BRIEF DESCRIPTION OF THE DRAWINGS
FIG. 1A is a perspective view of a cabinet for housing an
ice-forming machine in accordance with the invention
FIG. 1B is an elevational view showing the rear panel of the
cabinet illustrated in FIG. 1A;
FIG. 2 is a partial front view of an ice making machine configured
in accordance with the invention;
FIG. 3 is a perspective view of a double evaporator of the ice
making machine illustrated in FIG. 2;
FIG. 4 is a bottom view of one of the evaporator plates in the ice
making machine illustrated in FIG. 2;
FIG. 5 is a cross-sectional view of the evaporator and distributor
illustrated in FIG. 2 taken along section lines V--V of FIG. 2;
FIG. 6 is a top view of a water disperser illustrated in FIG.
5;
FIG. 7 is a perspective view of an ice cube produced by the ice
making machine illustrated in FIG. 2;
FIG. 8 is a partial cross-sectional view of the evaporator, ice
detection unit, water collection unit, and sump of the ice making
machine illustrated in FIG. 2 taken along section lines
VIII--VIII;
FIG. 9 is a schematic diagram of the water system of the ice making
machine illustrated in FIG. 2;
FIG. 10 is a perspective view of the water collection unit of the
ice making machine illustrated in FIG. 2;
FIG. 11 is a side view of the water collection unit illustrated in
FIG. 10; and
FIG. 12 is a schematic diagram of the refrigeration cycle of the
ice making machine illustrated in FIG. 2.
It will be appreciated that for clarity of illustration, not all
elements shown in the figures have been drawn to scale, for
example, some elements are exaggerated relative to other
elements.
DETAILED DESCRIPTION
In accordance with a preferred embodiment the invention, an ice
machine is provided that produces large, individual, clear ice
cubes, and is contained within a compact-sized cabinet suitable for
use in either residential or commercial settings. One embodiment of
a cabinet suitable for housing the ice machine of the invention is
illustrated in FIGS. 1A and 1B. Cabinet 20 is configured to stand
upright on a horizontal surface and has a somewhat narrow profile
to facilitate positioning cabinet 20 in small spaces found within a
residential kitchen or small commercial kitchen. In one embodiment
of the invention, cabinet 20 has a height of no more than about
thirty inches, a depth of no more than about twenty three inches
and a width of no more than about fifteen inches.
Ice cubes can be accessed from an ice storage bin (not shown)
through a door 22 on a front face 24. Front face 24 also includes a
cooling vent 26 that permits the flow of air to the refrigeration
system of the ice machine.

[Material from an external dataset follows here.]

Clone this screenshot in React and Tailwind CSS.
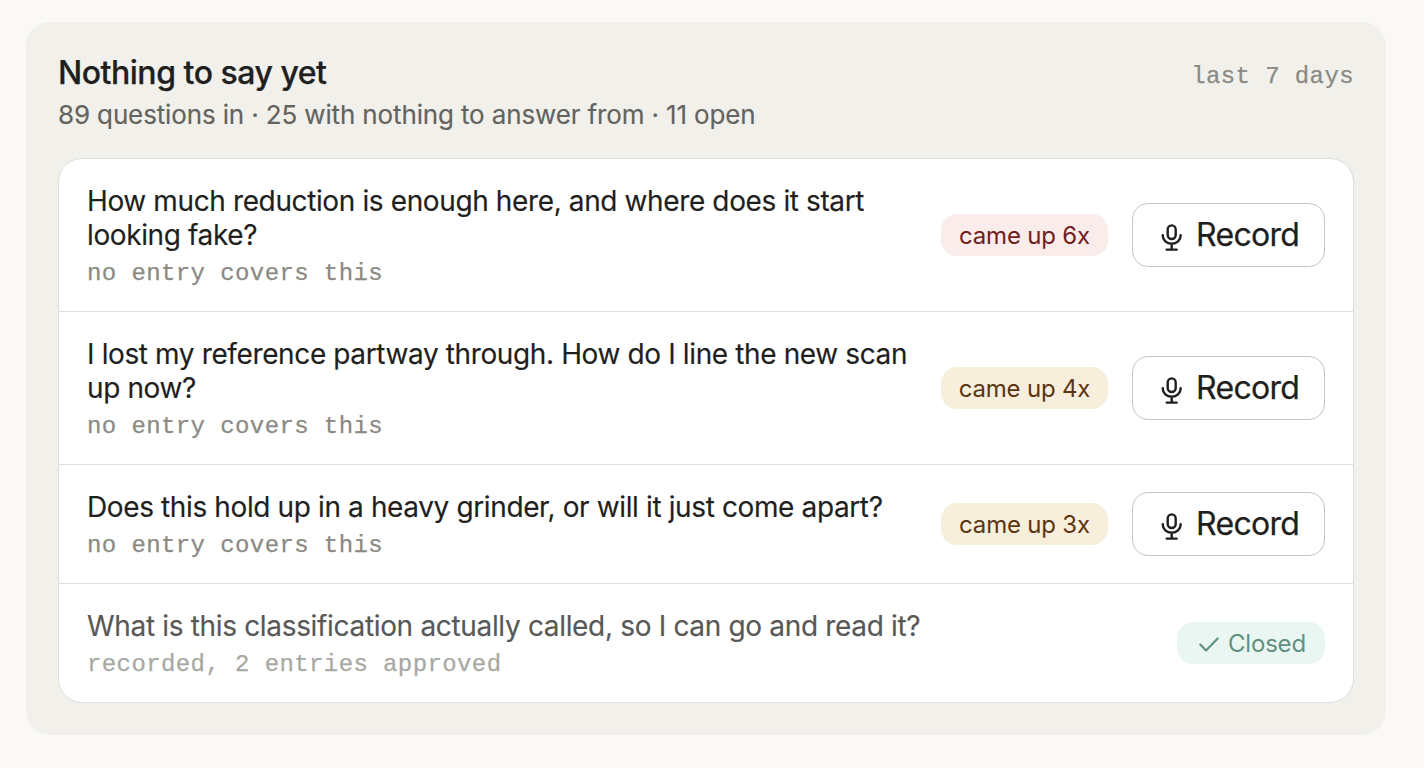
import clsx from 'clsx';

const QUESTIONS = [
  {
    id: 1,
    text: 'How much reduction is enough here, and where does it start looking fake?',
    note: 'no entry covers this',
    count: 6
  },
  {
    id: 2,
    text: 'I lost my reference partway through. How do I line the new scan up now?',
    note: 'no entry covers this',
    count: 4
  },
  {
    id: 3,
    text: 'Does this hold up in a heavy grinder, or will it just come apart?',
    note: 'no entry covers this',
    count: 3
  },
  {
    id: 4,
    text: 'What is this classification actually called, so I can go and read it?',
    note: 'recorded, 2 entries approved',
    closed: true
  }
];

function IconMic({ className }) {
  return (
    <svg
      viewBox="0 0 22 28"
      fill="none"
      stroke="currentColor"
      strokeWidth="2.4"
      strokeLinecap="round"
      className={className}
      aria-hidden="true"
    >
      <rect x="6.7" y="2.4" width="8" height="13.6" rx="4" />
      <path d="M1.8 12.1v.6c0 4.6 3.8 8 8.9 8s8.9-3.4 8.9-8v-.6M10.7 20.7v5.8M5.7 26.6h10" />
    </svg>
  );
}

function IconCheck({ className }) {
  return (
    <svg
      viewBox="0 0 20 15"
      fill="none"
      stroke="currentColor"
      strokeWidth="2.2"
      strokeLinecap="round"
      strokeLinejoin="round"
      className={className}
      aria-hidden="true"
    >
      <path d="M1.3 7.6 7 13.4 18.7 1.6" />
    </svg>
  );
}

function CountBadge({ count }) {
  return (
    <span
      className={clsx(
        'flex h-[42px] w-[167px] shrink-0 items-center justify-center whitespace-nowrap rounded-2xl pt-px text-[24px] tracking-[-0.2px]',
        count > 5 ? 'bg-[#faeceb] text-[#6f2020]' : 'bg-[#f8eedc] text-[#5c3612]'
      )}
    >
      came up {count}x
    </span>
  );
}

function RecordButton() {
  return (
    <button
      type="button"
      className="ml-6 flex h-16 w-[193px] shrink-0 items-center rounded-2xl border border-[#c6c6c5] bg-white pl-[28px] text-[32px] tracking-[-0.7px] text-[#1f1f1e] [-webkit-text-stroke:0.25px]"
    >
      <IconMic className="mr-[13px] mt-[4px] h-[28px] w-[22px]" />
      Record
    </button>
  );
}

function ClosedBadge() {
  return (
    <span className="flex h-[42px] w-[148px] shrink-0 items-center rounded-2xl bg-[#eaf6f2] pl-[22px] pt-px text-[24px] tracking-[-0.2px] text-[#639180]">
      <IconCheck className="mr-[9px] mt-[2px] h-[15px] w-5" />
      Closed
    </span>
  );
}

function QuestionRow({ question }) {
  const { text, note, count, closed } = question;
  return (
    <li className="flex items-center px-7 py-[23px]">
      <div className="min-w-0 flex-1 pr-4 pt-[2px]">
        <p
          className={clsx(
            'text-[28px] leading-[34px] [-webkit-text-stroke:0.15px]',
            closed
              ? 'tracking-[-0.33px] text-[#585857]'
              : 'tracking-[-0.38px] text-[#1f1f1e]'
          )}
        >
          {text}
        </p>
        <p
          className={clsx(
            'mt-2 font-[Liberation_Mono,monospace] text-[24px] leading-[28px] tracking-[0.4px] [-webkit-text-stroke:0.25px]',
            closed ? 'text-[#a8a8a2]' : 'text-[#8a8a83]'
          )}
        >
          {note}
        </p>
      </div>
      {closed ? (
        <ClosedBadge />
      ) : (
        <>
          <CountBadge count={count} />
          <RecordButton />
        </>
      )}
    </li>
  );
}

function App() {
  return (
    <main className="h-screen overflow-hidden bg-[#faf9f7] pl-[26px] pr-[38px] pt-[22px] font-[Inter,sans-serif]">
      <section className="h-[713px] rounded-3xl bg-[#f1f0eb] px-8 pt-8">
        <header className="flex h-[104px] items-start justify-between">
          <div>
            <h1 className="text-[32px] font-medium leading-[38px] tracking-[-0.48px] text-[#1f1f1e] [-webkit-text-stroke:0.25px]">
              Nothing to say yet
            </h1>
            <p className="mt-[7px] text-[26px] leading-[32px] tracking-[-0.14px] text-[#636360] [-webkit-text-stroke:0.15px]">
              89 questions in · 25 with nothing to answer from · 11 open
            </p>
          </div>
          <span className="mt-[7px] font-[Liberation_Mono,monospace] text-[24px] leading-[32px] tracking-[0.4px] text-[#8a8a83] [-webkit-text-stroke:0.25px]">
            last 7 days
          </span>
        </header>
        <ul className="divide-y divide-[#dededc] rounded-3xl border border-[#dededc] bg-white">
          {QUESTIONS.map((question) => (
            <QuestionRow key={question.id} question={question} />
          ))}
        </ul>
      </section>
    </main>
  );
}

export default App;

Cabinet 20 is preferably constructed of
a combination of durable materials including plastics and
lightweight metal alloys. Electrical and water service to the ice
machine is provided through the rear panel shown in FIG. 1B. Rear
panel 28 has a water inlet connection 30, electrical port 32 and a
water drain connection 34. Although the service connections are
illustrated at a particular location on rear panel 28, the service
connections can be positioned in a variety of locations on the rear
panel, or alternatively, on a side panel of cabinet 20.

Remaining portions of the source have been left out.